16 Durant cette période, je dis encore au peuple:
—Que chacun passe la nuit dans Jérusalem avec son collaborateur. Ainsi, nous pourrons monter la garde pendant la nuit et poursuivre le travail pendant le jour.
17 Ni moi, ni mes proches, ni mes collaborateurs, ni les gardes de mon escorte, nous ne quittions nos vêtements, chacun gardait ses armes à portée de main.
Le peuple est dispersé tout le long de la muraille pour réparer les brèches, mais en cas de menace il se regroupe, au son du cor, pour être plus forts ensemble.

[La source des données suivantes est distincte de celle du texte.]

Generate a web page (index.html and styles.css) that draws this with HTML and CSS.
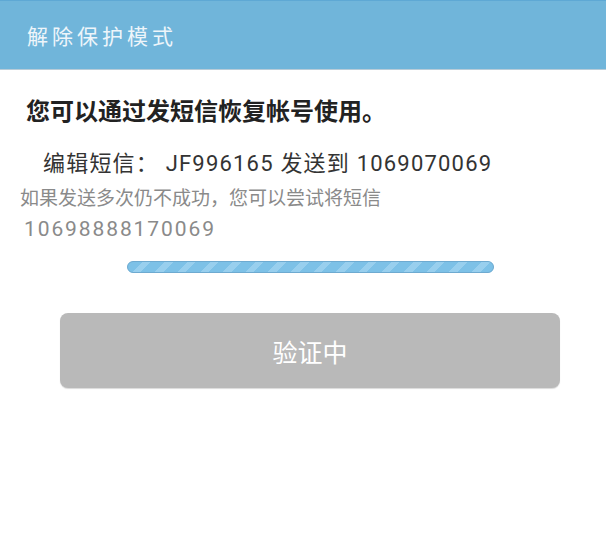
FILE: index.html
```html
<!DOCTYPE html>
<html lang="zh-CN">
<head>
<meta charset="utf-8">
<title>解除保护模式</title>
<link rel="stylesheet" href="styles.css">
</head>
<body>
<header class="topbar">
  <h1 class="topbar-title">解除保护模式</h1>
</header>
<main class="content">
  <p class="lead">您可以通过发短信恢复帐号使用。</p>
  <p class="instruction">编辑短信： JF996165 发送到 1069070069</p>
  <p class="hint">如果发送多次仍不成功，您可以尝试将短信<br><span class="hint-number">10698888170069</span></p>
  <div class="progress"></div>
  <div class="button">验证中</div>
</main>
</body>
</html>
```
FILE: styles.css
```css
html, body {
  margin: 0;
  padding: 0;
  background: #ffffff;
}
body {
  width: 606px;
  height: 553px;
  overflow: hidden;
  font-family: Roboto, "Noto Sans CJK SC", sans-serif;
}
.topbar {
  height: 68px;
  background: #70b5da;
  border-top: 1px solid #5ea8d4;
  border-bottom: 1px solid #b8ccd8;
  display: flex;
  align-items: center;
  padding-left: 27px;
  box-sizing: content-box;
}
.topbar-title {
  margin: 0;
  font-weight: normal;
  font-size: 21px;
  letter-spacing: 4px;
  color: #eef5fa;
  font-family: "Noto Sans CJK SC", sans-serif;
}
.content {
  padding: 0 20px;
}
.lead {
  margin: 24px 0 0 6px;
  font-family: "Noto Sans CJK SC", sans-serif;
  font-weight: bold;
  font-size: 24px;
  line-height: 32px;
  letter-spacing: 0;
  color: #222222;
}
.instruction {
  margin: 24px 0 0 23px;
  font-size: 22px;
  line-height: 28px;
  letter-spacing: 1.2px;
  color: #333333;
}
.hint {
  margin: 6px 0 0 0;
  font-size: 19px;
  line-height: 30px;
  letter-spacing: 0;
  color: #8a8a8a;
}
.hint-number {
  font-size: 21px;
  letter-spacing: 1.9px;
  margin-left: 4px;
}
.progress {
  margin: 16px 0 0 107px;
  width: 365px;
  height: 10px;
  border: 1px solid #6eaad0;
  border-radius: 6px;
  background-color: #7ec2e8;
  background-image: repeating-linear-gradient(135deg, #7dc1e7 0 10px, #98cfee 10px 16px);
}
.button {
  margin: 40px 0 0 40px;
  width: 500px;
  height: 75px;
  border-radius: 8px;
  background: #b9b9b9;
  color: #ffffff;
  font-family: "Noto Sans CJK SC", sans-serif;
  font-size: 25px;
  display: flex;
  align-items: center;
  justify-content: center;
  box-shadow: 0 1px 1px rgba(0,0,0,0.15);
}
```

Nous aussi nous sommes dispersés dans notre témoignage, chacun auprès de ses voisins ou collègues. Mais nous avons aussi besoin de nous soutenir les uns les autres dans notre mission, et les rassemblements de l’Eglise sont importants pour cela. Notre ennemi est rusé et déterminé à neutraliser notre témoignage, mais nous ne sommes pas seuls.
De façon très concrète il y a bien sûr les rencontres de toute l’Eglise le dimanche, mais les groupes de maison permettent sans doute une plus grande proximité dans ce soutien réciproque. Si vous n’êtes pas encore intégré à un tel groupe voyez Simon pour vous conseiller.
Je vais conclure en soulignant à nouveau l’enjeu de notre mission. Dieu s’est fait connaître à nous pour nous révéler le salut en Jésus Christ. Nous le louons pour cette grâce extraordinaire. Mais Dieu nous envoie aussi pour nous associer à cette œuvre de salut de l’humanité. Tant de nos compatriotes français en ce début du 21ème siècle sont sans espoir et sans Dieu. N’ayons pas peur de proclamer ce message de salut. Et si certains se moquent, veulent nous ridiculiser et nous méprisent, regardons à ce Dieu fort et redoutable qui nous envoie dans sa mission.